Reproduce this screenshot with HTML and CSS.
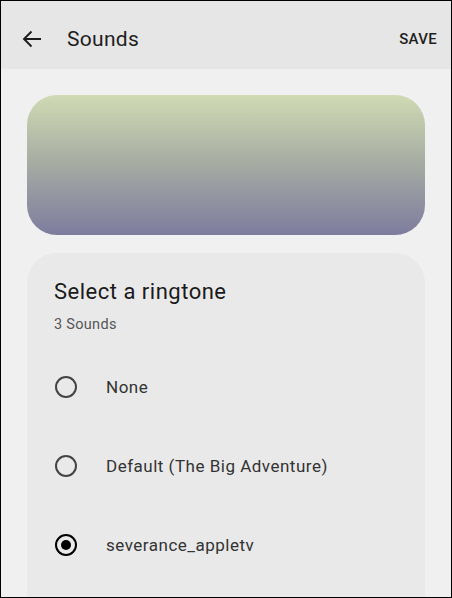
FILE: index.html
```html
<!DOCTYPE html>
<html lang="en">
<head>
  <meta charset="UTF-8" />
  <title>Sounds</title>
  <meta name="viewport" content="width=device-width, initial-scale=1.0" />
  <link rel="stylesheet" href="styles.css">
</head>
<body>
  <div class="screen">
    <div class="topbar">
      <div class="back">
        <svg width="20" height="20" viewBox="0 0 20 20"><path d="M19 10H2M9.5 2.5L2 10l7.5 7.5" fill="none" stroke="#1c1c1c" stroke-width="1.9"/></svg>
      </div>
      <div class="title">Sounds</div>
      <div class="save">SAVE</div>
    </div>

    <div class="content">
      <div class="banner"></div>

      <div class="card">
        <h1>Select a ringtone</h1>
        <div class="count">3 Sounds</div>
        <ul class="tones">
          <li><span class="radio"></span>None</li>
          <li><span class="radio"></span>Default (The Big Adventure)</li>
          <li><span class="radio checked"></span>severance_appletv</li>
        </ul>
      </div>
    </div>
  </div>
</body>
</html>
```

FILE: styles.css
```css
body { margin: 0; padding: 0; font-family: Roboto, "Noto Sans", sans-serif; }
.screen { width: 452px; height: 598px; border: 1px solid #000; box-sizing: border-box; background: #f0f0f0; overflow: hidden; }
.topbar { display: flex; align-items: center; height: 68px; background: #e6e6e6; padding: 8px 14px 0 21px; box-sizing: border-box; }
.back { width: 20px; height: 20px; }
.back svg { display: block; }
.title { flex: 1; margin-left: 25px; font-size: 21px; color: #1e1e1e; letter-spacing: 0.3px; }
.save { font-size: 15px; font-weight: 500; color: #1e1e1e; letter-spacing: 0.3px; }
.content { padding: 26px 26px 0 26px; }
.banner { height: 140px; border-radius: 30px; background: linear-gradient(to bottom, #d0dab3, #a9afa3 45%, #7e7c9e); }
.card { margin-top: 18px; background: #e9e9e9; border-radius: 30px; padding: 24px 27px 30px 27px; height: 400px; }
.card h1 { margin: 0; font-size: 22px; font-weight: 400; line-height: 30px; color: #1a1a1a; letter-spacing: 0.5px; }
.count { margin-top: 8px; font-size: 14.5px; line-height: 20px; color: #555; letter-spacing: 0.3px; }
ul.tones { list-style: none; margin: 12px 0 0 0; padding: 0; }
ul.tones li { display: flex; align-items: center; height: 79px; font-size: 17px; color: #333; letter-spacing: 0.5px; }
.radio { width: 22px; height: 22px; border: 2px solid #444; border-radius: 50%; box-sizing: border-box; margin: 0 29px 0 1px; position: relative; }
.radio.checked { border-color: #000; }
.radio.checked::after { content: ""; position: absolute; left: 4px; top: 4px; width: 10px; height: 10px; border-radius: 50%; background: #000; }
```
_ _ _
• **Task description**
All of the data above should be transcribed verbatim, with pictures omitted.

• **The result**
Reproduce this screenshot with HTML and CSS.
FILE: index.html
```html
<!DOCTYPE html>
<html lang="en">
<head>
  <meta charset="UTF-8" />
  <title>Sounds</title>
  <meta name="viewport" content="width=device-width, initial-scale=1.0" />
  <link rel="stylesheet" href="styles.css">
</head>
<body>
  <div class="screen">
    <div class="topbar">
      <div class="back">
        <svg width="20" height="20" viewBox="0 0 20 20"><path d="M19 10H2M9.5 2.5L2 10l7.5 7.5" fill="none" stroke="#1c1c1c" stroke-width="1.9"/></svg>
      </div>
      <div class="title">Sounds</div>
      <div class="save">SAVE</div>
    </div>

    <div class="content">
      <div class="banner"></div>

      <div class="card">
        <h1>Select a ringtone</h1>
        <div class="count">3 Sounds</div>
        <ul class="tones">
          <li><span class="radio"></span>None</li>
          <li><span class="radio"></span>Default (The Big Adventure)</li>
          <li><span class="radio checked"></span>severance_appletv</li>
        </ul>
      </div>
    </div>
  </div>
</body>
</html>
```

FILE: styles.css
```css
body { margin: 0; padding: 0; font-family: Roboto, "Noto Sans", sans-serif; }
.screen { width: 452px; height: 598px; border: 1px solid #000; box-sizing: border-box; background: #f0f0f0; overflow: hidden; }
.topbar { display: flex; align-items: center; height: 68px; background: #e6e6e6; padding: 8px 14px 0 21px; box-sizing: border-box; }
.back { width: 20px; height: 20px; }
.back svg { display: block; }
.title { flex: 1; margin-left: 25px; font-size: 21px; color: #1e1e1e; letter-spacing: 0.3px; }
.save { font-size: 15px; font-weight: 500; color: #1e1e1e; letter-spacing: 0.3px; }
.content { padding: 26px 26px 0 26px; }
.banner { height: 140px; border-radius: 30px; background: linear-gradient(to bottom, #d0dab3, #a9afa3 45%, #7e7c9e); }
.card { margin-top: 18px; background: #e9e9e9; border-radius: 30px; padding: 24px 27px 30px 27px; height: 400px; }
.card h1 { margin: 0; font-size: 22px; font-weight: 400; line-height: 30px; color: #1a1a1a; letter-spacing: 0.5px; }
.count { margin-top: 8px; font-size: 14.5px; line-height: 20px; color: #555; letter-spacing: 0.3px; }
ul.tones { list-style: none; margin: 12px 0 0 0; padding: 0; }
ul.tones li { display: flex; align-items: center; height: 79px; font-size: 17px; color: #333; letter-spacing: 0.5px; }
.radio { width: 22px; height: 22px; border: 2px solid #444; border-radius: 50%; box-sizing: border-box; margin: 0 29px 0 1px; position: relative; }
.radio.checked { border-color: #000; }
.radio.checked::after { content: ""; position: absolute; left: 4px; top: 4px; width: 10px; height: 10px; border-radius: 50%; background: #000; }
```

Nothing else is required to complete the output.